Short task >>
Lines containing the word "React" are to be located and copied.

Records for this exercise >>
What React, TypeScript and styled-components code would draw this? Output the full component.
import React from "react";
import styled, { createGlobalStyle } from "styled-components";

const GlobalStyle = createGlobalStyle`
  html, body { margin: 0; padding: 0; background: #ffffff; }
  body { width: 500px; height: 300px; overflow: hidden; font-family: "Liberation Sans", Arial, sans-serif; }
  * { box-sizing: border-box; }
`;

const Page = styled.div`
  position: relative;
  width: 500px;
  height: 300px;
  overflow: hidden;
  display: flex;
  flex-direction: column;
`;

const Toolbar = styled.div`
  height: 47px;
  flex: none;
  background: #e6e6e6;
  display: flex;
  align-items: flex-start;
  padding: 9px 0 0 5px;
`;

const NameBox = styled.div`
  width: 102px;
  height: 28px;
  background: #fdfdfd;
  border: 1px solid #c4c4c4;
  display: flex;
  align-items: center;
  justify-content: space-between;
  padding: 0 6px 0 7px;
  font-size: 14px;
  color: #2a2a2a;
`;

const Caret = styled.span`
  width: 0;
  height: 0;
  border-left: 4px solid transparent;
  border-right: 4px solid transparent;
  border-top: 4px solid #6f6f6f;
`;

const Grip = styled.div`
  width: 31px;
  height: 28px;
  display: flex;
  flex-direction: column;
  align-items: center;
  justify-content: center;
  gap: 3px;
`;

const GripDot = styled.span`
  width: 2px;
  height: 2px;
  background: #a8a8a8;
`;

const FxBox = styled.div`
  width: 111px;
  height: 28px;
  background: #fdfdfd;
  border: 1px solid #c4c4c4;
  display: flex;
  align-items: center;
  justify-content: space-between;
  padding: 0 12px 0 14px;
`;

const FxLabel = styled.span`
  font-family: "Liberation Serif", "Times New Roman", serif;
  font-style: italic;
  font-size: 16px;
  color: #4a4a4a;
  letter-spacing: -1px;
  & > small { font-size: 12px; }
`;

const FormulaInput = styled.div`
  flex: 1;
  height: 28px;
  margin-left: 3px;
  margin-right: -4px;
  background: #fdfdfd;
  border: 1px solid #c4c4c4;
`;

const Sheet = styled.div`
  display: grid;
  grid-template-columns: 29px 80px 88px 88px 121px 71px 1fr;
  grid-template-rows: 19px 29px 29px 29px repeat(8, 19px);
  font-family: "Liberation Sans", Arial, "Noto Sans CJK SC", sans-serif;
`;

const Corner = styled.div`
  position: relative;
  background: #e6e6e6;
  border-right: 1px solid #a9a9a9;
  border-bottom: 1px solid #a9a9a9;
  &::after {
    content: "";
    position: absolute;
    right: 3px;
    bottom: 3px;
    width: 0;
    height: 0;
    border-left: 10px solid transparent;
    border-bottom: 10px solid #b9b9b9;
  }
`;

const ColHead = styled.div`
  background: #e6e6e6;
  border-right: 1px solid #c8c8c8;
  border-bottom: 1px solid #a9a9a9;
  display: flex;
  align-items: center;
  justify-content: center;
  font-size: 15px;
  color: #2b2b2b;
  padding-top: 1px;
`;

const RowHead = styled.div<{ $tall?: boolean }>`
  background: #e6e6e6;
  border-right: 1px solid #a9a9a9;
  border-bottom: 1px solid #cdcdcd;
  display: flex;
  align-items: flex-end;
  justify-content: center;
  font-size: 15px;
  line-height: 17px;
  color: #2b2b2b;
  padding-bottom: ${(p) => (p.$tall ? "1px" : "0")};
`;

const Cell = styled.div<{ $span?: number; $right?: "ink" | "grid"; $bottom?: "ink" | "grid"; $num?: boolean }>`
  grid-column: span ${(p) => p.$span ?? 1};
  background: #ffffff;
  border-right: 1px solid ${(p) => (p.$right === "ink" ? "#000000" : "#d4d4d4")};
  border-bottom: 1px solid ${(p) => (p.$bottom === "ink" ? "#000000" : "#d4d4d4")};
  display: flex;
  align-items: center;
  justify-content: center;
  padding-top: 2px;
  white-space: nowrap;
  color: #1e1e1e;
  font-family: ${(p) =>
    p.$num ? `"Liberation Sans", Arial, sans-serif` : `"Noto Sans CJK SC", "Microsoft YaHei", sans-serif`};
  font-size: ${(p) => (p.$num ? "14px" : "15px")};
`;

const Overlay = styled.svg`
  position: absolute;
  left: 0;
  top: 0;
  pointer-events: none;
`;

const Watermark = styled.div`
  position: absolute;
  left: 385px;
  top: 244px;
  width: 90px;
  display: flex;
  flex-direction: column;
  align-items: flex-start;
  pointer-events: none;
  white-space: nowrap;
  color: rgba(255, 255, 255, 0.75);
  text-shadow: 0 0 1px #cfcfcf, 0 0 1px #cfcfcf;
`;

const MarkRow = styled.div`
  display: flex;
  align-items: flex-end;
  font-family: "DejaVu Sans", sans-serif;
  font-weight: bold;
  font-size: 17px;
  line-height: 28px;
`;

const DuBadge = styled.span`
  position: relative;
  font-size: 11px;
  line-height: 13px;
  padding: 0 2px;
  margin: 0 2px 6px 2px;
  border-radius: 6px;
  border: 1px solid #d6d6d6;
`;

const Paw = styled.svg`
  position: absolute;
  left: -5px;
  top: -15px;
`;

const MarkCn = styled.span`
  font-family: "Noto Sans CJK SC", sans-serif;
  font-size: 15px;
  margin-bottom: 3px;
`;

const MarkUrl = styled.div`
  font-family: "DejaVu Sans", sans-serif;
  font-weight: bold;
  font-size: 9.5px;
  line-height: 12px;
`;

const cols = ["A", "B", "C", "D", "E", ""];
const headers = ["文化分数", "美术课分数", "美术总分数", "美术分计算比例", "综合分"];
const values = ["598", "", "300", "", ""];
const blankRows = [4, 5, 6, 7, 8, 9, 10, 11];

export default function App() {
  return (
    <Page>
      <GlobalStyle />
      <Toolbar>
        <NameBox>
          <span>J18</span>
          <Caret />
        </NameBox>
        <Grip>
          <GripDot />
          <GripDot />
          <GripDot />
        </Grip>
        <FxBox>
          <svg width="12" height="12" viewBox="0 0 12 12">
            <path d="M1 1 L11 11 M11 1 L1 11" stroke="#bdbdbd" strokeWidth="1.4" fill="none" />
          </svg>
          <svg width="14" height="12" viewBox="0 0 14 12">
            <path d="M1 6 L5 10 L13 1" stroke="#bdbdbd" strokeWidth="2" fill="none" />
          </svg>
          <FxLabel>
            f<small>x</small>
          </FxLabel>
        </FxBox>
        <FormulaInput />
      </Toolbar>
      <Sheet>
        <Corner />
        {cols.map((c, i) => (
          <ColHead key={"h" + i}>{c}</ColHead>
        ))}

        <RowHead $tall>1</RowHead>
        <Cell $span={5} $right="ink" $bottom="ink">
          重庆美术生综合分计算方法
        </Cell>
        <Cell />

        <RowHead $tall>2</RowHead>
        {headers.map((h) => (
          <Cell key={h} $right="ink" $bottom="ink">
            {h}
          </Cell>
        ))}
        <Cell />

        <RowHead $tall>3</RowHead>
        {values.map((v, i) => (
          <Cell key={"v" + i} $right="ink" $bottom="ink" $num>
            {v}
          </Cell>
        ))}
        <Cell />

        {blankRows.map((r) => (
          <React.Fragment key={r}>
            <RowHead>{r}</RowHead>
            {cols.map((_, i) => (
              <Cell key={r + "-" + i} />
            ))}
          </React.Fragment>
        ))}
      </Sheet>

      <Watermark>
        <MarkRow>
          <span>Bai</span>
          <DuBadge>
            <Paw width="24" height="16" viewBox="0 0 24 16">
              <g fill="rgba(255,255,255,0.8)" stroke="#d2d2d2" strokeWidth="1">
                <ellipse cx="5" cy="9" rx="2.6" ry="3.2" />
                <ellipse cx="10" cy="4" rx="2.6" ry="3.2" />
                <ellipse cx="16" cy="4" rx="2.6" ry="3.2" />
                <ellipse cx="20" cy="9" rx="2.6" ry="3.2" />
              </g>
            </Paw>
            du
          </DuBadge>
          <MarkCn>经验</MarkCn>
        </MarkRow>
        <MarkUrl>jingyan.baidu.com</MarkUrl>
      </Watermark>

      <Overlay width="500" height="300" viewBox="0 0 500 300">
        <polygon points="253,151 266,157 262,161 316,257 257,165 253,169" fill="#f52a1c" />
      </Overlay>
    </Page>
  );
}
---
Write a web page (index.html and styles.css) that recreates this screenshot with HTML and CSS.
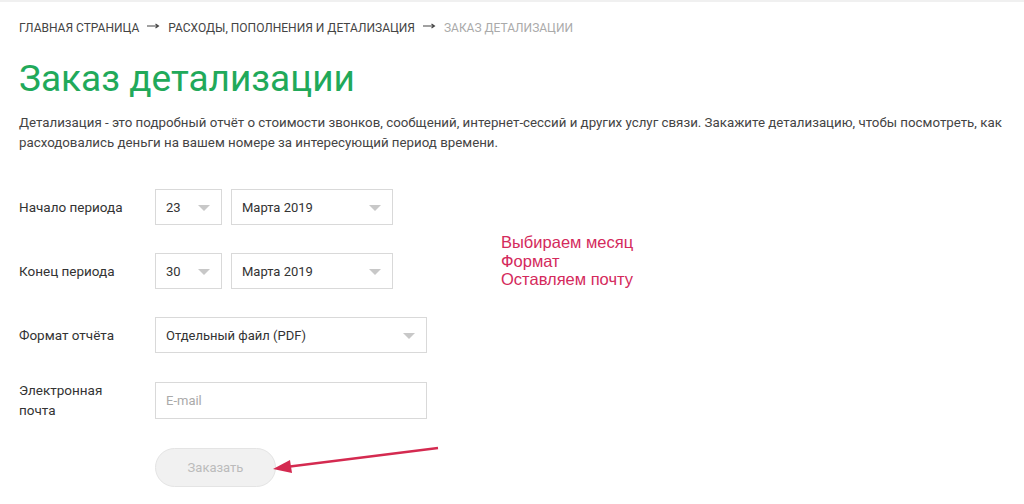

Final answer >>
What React, TypeScript and styled-components code would draw this? Output the full component.
import React from "react";
          <React.Fragment key={r}>
          </React.Fragment>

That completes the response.